This week, something has shifted for me. I'm finding myself in a middle place. When I think about the life I had when I drank, I know that I do not live there anymore. The people I spend time with have changed. How I spend my time has changed. My values have changed, and I bring who I really am to the table now, always. But this new life, my sober life, just one year old, still feels so new. I keep waiting for something to hit, for me to suddenly feel like I belong here.
The thing is, I know what I'm doing. I'm waiting to feel like I'm done. I'm waiting to have the in-person sober community. I'm waiting to have a million things to say on here. I'm waiting to feel like I have any clue what I'm doing. And if I'm not careful, I know I'll be waiting forever. Because, no one ever has anything figured out. I am convinced that being an adult is mostly the artful combination of google, duct tape, dry shampoo, and coffee.

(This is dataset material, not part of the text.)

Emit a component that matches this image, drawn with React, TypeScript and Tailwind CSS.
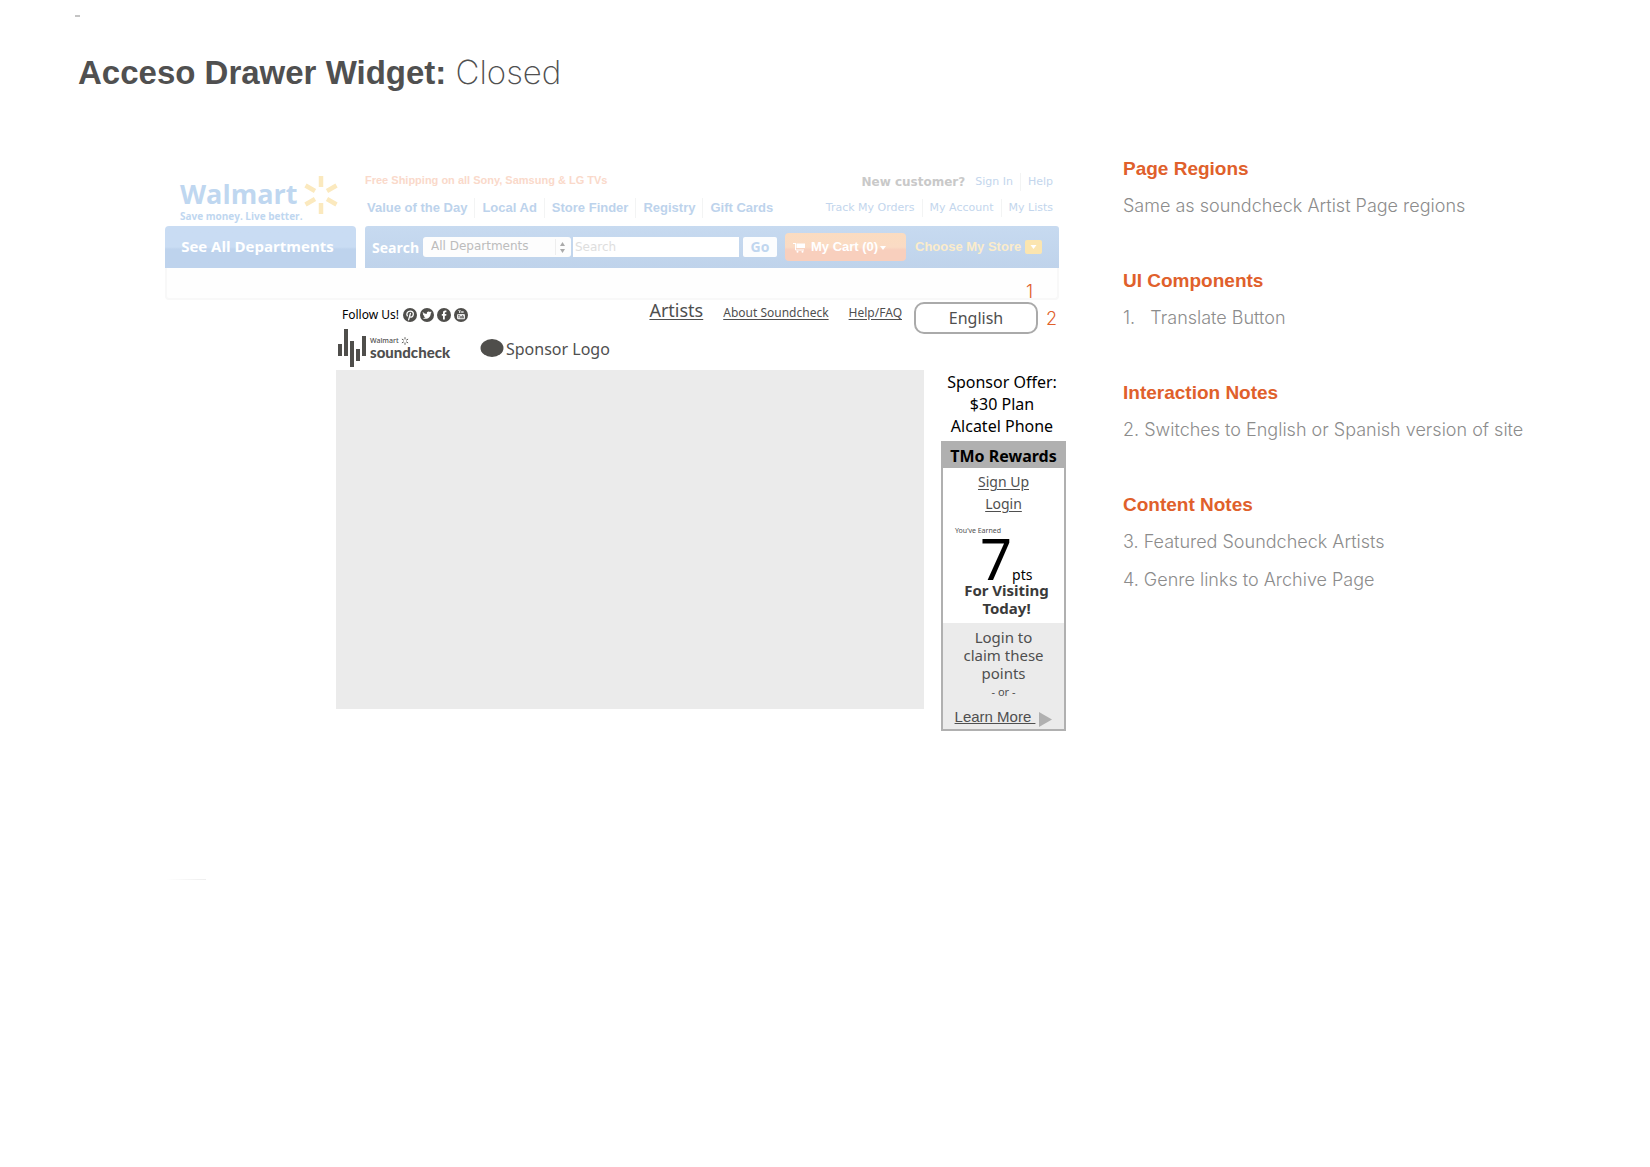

The thing is, I am only upset because I feel like I should be somewhere else by now. But that isn't how it works. I am supposed to be here, because I am here. The middle, it turns out, is beautiful, because if you're lucky, you can live your whole life there. There is no end goal, not really. We will never get to a place where we feel done, because we will forever keep moving the goal posts.
And I know this. But that doesn't make that middle feeling go away, it's just that a new feeling joins it…the feeling that maybe I'm okay. Maybe I’m good and fun and brave enough and cool enough and smart enough, right where I am, just because I’m here and I’m alive and I’m trying to climb into life in this big, scary, messy world. Maybe what I have to say doesn’t have to be poignant and important and universal, maybe it just has to be honest. Maybe what I feel is valid, just because I feel it. And maybe, just maybe, I’m not alone in all of this. And other people feel awkward and hopeful just about all the time. Hopeful that they will be seen and understood and that someone will stop looking at their phone for long enough to say “I see you, I see what you're doing, and I'm proud of you”, so that I can say it back.
A few years ago, I could not imagine spending any length of time sober. It seemed completely impossible. I couldn't imagine speaking up for myself. I couldn't imagine writing a blog. I couldn't imagine submitting writing pieces or going after the things I want. Back then, where I am at right this second, in what feels like the middle, looked like the finish line.
This week, I'm trying to remember that when we get closer to the things we want, our perspective changes. And that is a good, great, wonderful thing because it means that we are continuing to grow. So this week, I'm sitting here, in what feels like the middle, and I'm looking at the things that are changing, even if it isn't at my pace. And I am trusting that it's all happening perfectly.